[Code that builds pages]

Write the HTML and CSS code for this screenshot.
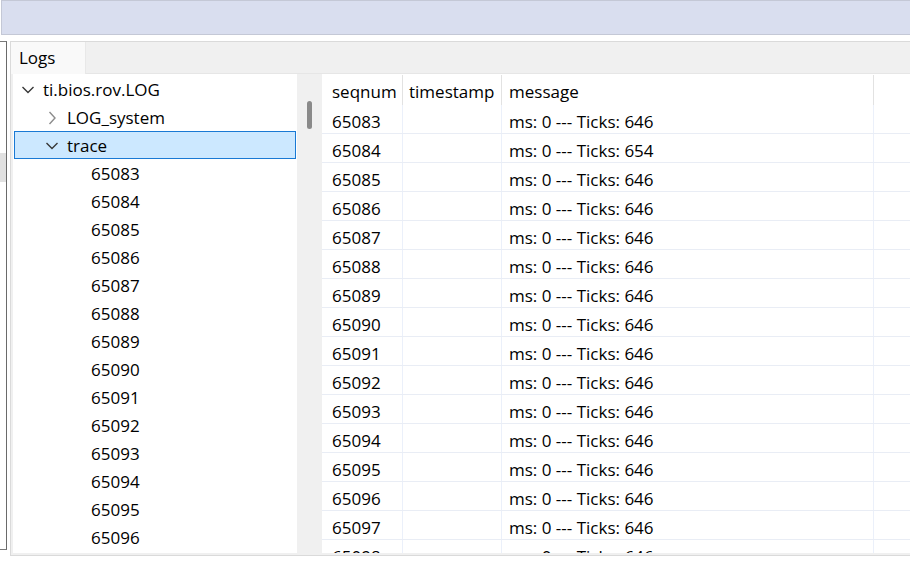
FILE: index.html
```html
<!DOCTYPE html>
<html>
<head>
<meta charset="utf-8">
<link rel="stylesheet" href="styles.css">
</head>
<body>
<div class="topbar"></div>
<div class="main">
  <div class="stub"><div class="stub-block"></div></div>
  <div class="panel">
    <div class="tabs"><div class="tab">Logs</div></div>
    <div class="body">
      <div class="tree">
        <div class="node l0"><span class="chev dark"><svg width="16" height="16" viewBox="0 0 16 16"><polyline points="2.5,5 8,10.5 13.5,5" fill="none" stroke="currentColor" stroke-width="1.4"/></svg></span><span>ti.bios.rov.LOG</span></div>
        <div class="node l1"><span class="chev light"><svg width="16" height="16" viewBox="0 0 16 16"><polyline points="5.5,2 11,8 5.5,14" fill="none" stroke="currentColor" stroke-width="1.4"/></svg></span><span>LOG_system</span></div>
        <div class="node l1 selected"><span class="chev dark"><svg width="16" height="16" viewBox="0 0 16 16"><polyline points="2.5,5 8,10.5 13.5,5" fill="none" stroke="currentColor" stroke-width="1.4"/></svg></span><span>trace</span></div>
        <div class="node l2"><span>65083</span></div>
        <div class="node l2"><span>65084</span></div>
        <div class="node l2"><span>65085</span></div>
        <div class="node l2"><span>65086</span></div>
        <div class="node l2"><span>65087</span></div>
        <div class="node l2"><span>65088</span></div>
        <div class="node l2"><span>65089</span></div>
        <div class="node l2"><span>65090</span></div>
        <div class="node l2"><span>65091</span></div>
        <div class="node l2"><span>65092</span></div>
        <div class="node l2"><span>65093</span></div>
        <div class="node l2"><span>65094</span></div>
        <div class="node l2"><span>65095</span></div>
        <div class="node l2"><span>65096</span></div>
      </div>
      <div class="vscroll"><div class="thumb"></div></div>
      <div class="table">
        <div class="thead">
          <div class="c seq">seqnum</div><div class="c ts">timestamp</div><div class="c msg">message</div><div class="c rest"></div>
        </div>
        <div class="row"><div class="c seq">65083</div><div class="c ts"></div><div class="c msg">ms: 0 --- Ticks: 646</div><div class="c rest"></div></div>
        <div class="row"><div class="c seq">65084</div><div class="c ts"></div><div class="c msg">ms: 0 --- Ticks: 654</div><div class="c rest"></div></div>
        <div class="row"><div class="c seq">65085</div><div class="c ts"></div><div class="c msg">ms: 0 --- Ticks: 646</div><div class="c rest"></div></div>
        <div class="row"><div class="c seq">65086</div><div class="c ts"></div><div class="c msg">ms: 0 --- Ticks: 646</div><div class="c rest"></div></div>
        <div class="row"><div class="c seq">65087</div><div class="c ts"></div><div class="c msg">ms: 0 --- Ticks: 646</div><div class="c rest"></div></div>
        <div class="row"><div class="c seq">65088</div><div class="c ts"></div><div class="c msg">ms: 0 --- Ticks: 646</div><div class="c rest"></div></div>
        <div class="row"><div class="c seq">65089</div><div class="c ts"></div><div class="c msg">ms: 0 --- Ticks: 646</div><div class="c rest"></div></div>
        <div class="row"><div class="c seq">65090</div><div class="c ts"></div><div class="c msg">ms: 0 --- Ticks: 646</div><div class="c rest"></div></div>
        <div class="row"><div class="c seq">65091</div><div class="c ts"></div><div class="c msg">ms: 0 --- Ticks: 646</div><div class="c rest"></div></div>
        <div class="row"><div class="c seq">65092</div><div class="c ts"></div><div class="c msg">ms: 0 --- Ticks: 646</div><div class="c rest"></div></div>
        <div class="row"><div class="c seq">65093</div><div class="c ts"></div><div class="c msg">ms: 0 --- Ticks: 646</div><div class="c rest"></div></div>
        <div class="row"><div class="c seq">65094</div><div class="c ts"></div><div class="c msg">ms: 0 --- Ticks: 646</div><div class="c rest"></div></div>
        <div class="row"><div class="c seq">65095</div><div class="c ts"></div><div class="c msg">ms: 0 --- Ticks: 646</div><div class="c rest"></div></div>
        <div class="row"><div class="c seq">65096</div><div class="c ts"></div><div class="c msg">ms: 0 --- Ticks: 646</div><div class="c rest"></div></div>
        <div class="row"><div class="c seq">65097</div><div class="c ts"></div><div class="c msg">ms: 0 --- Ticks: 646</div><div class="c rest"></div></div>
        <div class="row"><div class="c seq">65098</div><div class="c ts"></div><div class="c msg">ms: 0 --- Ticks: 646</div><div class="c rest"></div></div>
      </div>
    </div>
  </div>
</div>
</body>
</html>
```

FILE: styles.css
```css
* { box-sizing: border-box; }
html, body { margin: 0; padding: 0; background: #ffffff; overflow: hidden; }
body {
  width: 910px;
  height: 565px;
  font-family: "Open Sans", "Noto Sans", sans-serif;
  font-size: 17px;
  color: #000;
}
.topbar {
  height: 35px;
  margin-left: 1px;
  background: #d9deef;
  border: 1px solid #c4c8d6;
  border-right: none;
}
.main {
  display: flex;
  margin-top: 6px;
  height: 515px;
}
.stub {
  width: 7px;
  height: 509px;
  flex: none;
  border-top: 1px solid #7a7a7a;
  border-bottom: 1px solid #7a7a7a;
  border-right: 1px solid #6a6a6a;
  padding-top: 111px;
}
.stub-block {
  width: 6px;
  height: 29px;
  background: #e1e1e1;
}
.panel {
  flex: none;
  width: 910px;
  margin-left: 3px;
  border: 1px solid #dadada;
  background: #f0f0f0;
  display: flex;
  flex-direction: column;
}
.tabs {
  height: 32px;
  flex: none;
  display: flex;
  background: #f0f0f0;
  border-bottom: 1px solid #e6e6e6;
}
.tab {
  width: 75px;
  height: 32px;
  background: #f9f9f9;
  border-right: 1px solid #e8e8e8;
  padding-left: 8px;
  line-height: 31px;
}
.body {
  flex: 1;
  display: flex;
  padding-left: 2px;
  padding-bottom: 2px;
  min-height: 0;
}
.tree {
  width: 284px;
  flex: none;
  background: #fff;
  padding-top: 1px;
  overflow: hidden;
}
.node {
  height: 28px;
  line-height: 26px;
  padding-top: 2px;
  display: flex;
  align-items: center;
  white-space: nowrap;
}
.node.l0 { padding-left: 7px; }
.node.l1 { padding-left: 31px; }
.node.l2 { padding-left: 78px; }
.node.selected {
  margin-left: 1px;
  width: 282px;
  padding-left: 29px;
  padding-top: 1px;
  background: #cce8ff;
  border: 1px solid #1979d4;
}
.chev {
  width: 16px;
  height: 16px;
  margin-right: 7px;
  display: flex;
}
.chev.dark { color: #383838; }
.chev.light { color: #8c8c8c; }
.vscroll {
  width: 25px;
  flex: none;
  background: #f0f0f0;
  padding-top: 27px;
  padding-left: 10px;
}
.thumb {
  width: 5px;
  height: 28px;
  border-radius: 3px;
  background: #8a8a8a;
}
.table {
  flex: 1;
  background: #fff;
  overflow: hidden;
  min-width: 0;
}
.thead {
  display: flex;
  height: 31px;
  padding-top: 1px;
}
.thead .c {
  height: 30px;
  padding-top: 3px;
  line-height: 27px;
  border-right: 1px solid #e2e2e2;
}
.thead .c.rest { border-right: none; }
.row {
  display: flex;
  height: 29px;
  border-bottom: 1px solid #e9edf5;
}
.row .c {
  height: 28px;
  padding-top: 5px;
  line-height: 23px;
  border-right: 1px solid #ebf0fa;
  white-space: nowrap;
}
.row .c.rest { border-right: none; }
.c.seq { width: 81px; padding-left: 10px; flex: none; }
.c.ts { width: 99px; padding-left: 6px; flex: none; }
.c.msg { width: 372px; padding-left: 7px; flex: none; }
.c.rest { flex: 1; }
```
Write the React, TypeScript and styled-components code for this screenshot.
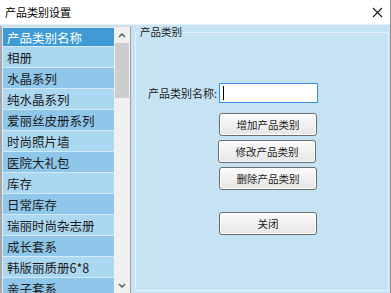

REQUIREMENT |
Give back every line exactly as it stands, pictures excluded.

CORRECT OUTPUT |
Write the HTML and CSS code for this screenshot.
FILE: index.html
```html
<!DOCTYPE html>
<html>
<head>
<meta charset="utf-8">
<link rel="stylesheet" href="styles.css">
</head>
<body>
<div class="topbar"></div>
<div class="main">
  <div class="stub"><div class="stub-block"></div></div>
  <div class="panel">
    <div class="tabs"><div class="tab">Logs</div></div>
    <div class="body">
      <div class="tree">
        <div class="node l0"><span class="chev dark"><svg width="16" height="16" viewBox="0 0 16 16"><polyline points="2.5,5 8,10.5 13.5,5" fill="none" stroke="currentColor" stroke-width="1.4"/></svg></span><span>ti.bios.rov.LOG</span></div>
        <div class="node l1"><span class="chev light"><svg width="16" height="16" viewBox="0 0 16 16"><polyline points="5.5,2 11,8 5.5,14" fill="none" stroke="currentColor" stroke-width="1.4"/></svg></span><span>LOG_system</span></div>
        <div class="node l1 selected"><span class="chev dark"><svg width="16" height="16" viewBox="0 0 16 16"><polyline points="2.5,5 8,10.5 13.5,5" fill="none" stroke="currentColor" stroke-width="1.4"/></svg></span><span>trace</span></div>
        <div class="node l2"><span>65083</span></div>
        <div class="node l2"><span>65084</span></div>
        <div class="node l2"><span>65085</span></div>
        <div class="node l2"><span>65086</span></div>
        <div class="node l2"><span>65087</span></div>
        <div class="node l2"><span>65088</span></div>
        <div class="node l2"><span>65089</span></div>
        <div class="node l2"><span>65090</span></div>
        <div class="node l2"><span>65091</span></div>
        <div class="node l2"><span>65092</span></div>
        <div class="node l2"><span>65093</span></div>
        <div class="node l2"><span>65094</span></div>
        <div class="node l2"><span>65095</span></div>
        <div class="node l2"><span>65096</span></div>
      </div>
      <div class="vscroll"><div class="thumb"></div></div>
      <div class="table">
        <div class="thead">
          <div class="c seq">seqnum</div><div class="c ts">timestamp</div><div class="c msg">message</div><div class="c rest"></div>
        </div>
        <div class="row"><div class="c seq">65083</div><div class="c ts"></div><div class="c msg">ms: 0 --- Ticks: 646</div><div class="c rest"></div></div>
        <div class="row"><div class="c seq">65084</div><div class="c ts"></div><div class="c msg">ms: 0 --- Ticks: 654</div><div class="c rest"></div></div>
        <div class="row"><div class="c seq">65085</div><div class="c ts"></div><div class="c msg">ms: 0 --- Ticks: 646</div><div class="c rest"></div></div>
        <div class="row"><div class="c seq">65086</div><div class="c ts"></div><div class="c msg">ms: 0 --- Ticks: 646</div><div class="c rest"></div></div>
        <div class="row"><div class="c seq">65087</div><div class="c ts"></div><div class="c msg">ms: 0 --- Ticks: 646</div><div class="c rest"></div></div>
        <div class="row"><div class="c seq">65088</div><div class="c ts"></div><div class="c msg">ms: 0 --- Ticks: 646</div><div class="c rest"></div></div>
        <div class="row"><div class="c seq">65089</div><div class="c ts"></div><div class="c msg">ms: 0 --- Ticks: 646</div><div class="c rest"></div></div>
        <div class="row"><div class="c seq">65090</div><div class="c ts"></div><div class="c msg">ms: 0 --- Ticks: 646</div><div class="c rest"></div></div>
        <div class="row"><div class="c seq">65091</div><div class="c ts"></div><div class="c msg">ms: 0 --- Ticks: 646</div><div class="c rest"></div></div>
        <div class="row"><div class="c seq">65092</div><div class="c ts"></div><div class="c msg">ms: 0 --- Ticks: 646</div><div class="c rest"></div></div>
        <div class="row"><div class="c seq">65093</div><div class="c ts"></div><div class="c msg">ms: 0 --- Ticks: 646</div><div class="c rest"></div></div>
        <div class="row"><div class="c seq">65094</div><div class="c ts"></div><div class="c msg">ms: 0 --- Ticks: 646</div><div class="c rest"></div></div>
        <div class="row"><div class="c seq">65095</div><div class="c ts"></div><div class="c msg">ms: 0 --- Ticks: 646</div><div class="c rest"></div></div>
        <div class="row"><div class="c seq">65096</div><div class="c ts"></div><div class="c msg">ms: 0 --- Ticks: 646</div><div class="c rest"></div></div>
        <div class="row"><div class="c seq">65097</div><div class="c ts"></div><div class="c msg">ms: 0 --- Ticks: 646</div><div class="c rest"></div></div>
        <div class="row"><div class="c seq">65098</div><div class="c ts"></div><div class="c msg">ms: 0 --- Ticks: 646</div><div class="c rest"></div></div>
      </div>
    </div>
  </div>
</div>
</body>
</html>
```

FILE: styles.css
```css
* { box-sizing: border-box; }
html, body { margin: 0; padding: 0; background: #ffffff; overflow: hidden; }
body {
  width: 910px;
  height: 565px;
  font-family: "Open Sans", "Noto Sans", sans-serif;
  font-size: 17px;
  color: #000;
}
.topbar {
  height: 35px;
  margin-left: 1px;
  background: #d9deef;
  border: 1px solid #c4c8d6;
  border-right: none;
}
.main {
  display: flex;
  margin-top: 6px;
  height: 515px;
}
.stub {
  width: 7px;
  height: 509px;
  flex: none;
  border-top: 1px solid #7a7a7a;
  border-bottom: 1px solid #7a7a7a;
  border-right: 1px solid #6a6a6a;
  padding-top: 111px;
}
.stub-block {
  width: 6px;
  height: 29px;
  background: #e1e1e1;
}
.panel {
  flex: none;
  width: 910px;
  margin-left: 3px;
  border: 1px solid #dadada;
  background: #f0f0f0;
  display: flex;
  flex-direction: column;
}
.tabs {
  height: 32px;
  flex: none;
  display: flex;
  background: #f0f0f0;
  border-bottom: 1px solid #e6e6e6;
}
.tab {
  width: 75px;
  height: 32px;
  background: #f9f9f9;
  border-right: 1px solid #e8e8e8;
  padding-left: 8px;
  line-height: 31px;
}
.body {
  flex: 1;
  display: flex;
  padding-left: 2px;
  padding-bottom: 2px;
  min-height: 0;
}
.tree {
  width: 284px;
  flex: none;
  background: #fff;
  padding-top: 1px;
  overflow: hidden;
}
.node {
  height: 28px;
  line-height: 26px;
  padding-top: 2px;
  display: flex;
  align-items: center;
  white-space: nowrap;
}
.node.l0 { padding-left: 7px; }
.node.l1 { padding-left: 31px; }
.node.l2 { padding-left: 78px; }
.node.selected {
  margin-left: 1px;
  width: 282px;
  padding-left: 29px;
  padding-top: 1px;
  background: #cce8ff;
  border: 1px solid #1979d4;
}
.chev {
  width: 16px;
  height: 16px;
  margin-right: 7px;
  display: flex;
}
.chev.dark { color: #383838; }
.chev.light { color: #8c8c8c; }
.vscroll {
  width: 25px;
  flex: none;
  background: #f0f0f0;
  padding-top: 27px;
  padding-left: 10px;
}
.thumb {
  width: 5px;
  height: 28px;
  border-radius: 3px;
  background: #8a8a8a;
}
.table {
  flex: 1;
  background: #fff;
  overflow: hidden;
  min-width: 0;
}
.thead {
  display: flex;
  height: 31px;
  padding-top: 1px;
}
.thead .c {
  height: 30px;
  padding-top: 3px;
  line-height: 27px;
  border-right: 1px solid #e2e2e2;
}
.thead .c.rest { border-right: none; }
.row {
  display: flex;
  height: 29px;
  border-bottom: 1px solid #e9edf5;
}
.row .c {
  height: 28px;
  padding-top: 5px;
  line-height: 23px;
  border-right: 1px solid #ebf0fa;
  white-space: nowrap;
}
.row .c.rest { border-right: none; }
.c.seq { width: 81px; padding-left: 10px; flex: none; }
.c.ts { width: 99px; padding-left: 6px; flex: none; }
.c.msg { width: 372px; padding-left: 7px; flex: none; }
.c.rest { flex: 1; }
```
Write the React, TypeScript and styled-components code for this screenshot.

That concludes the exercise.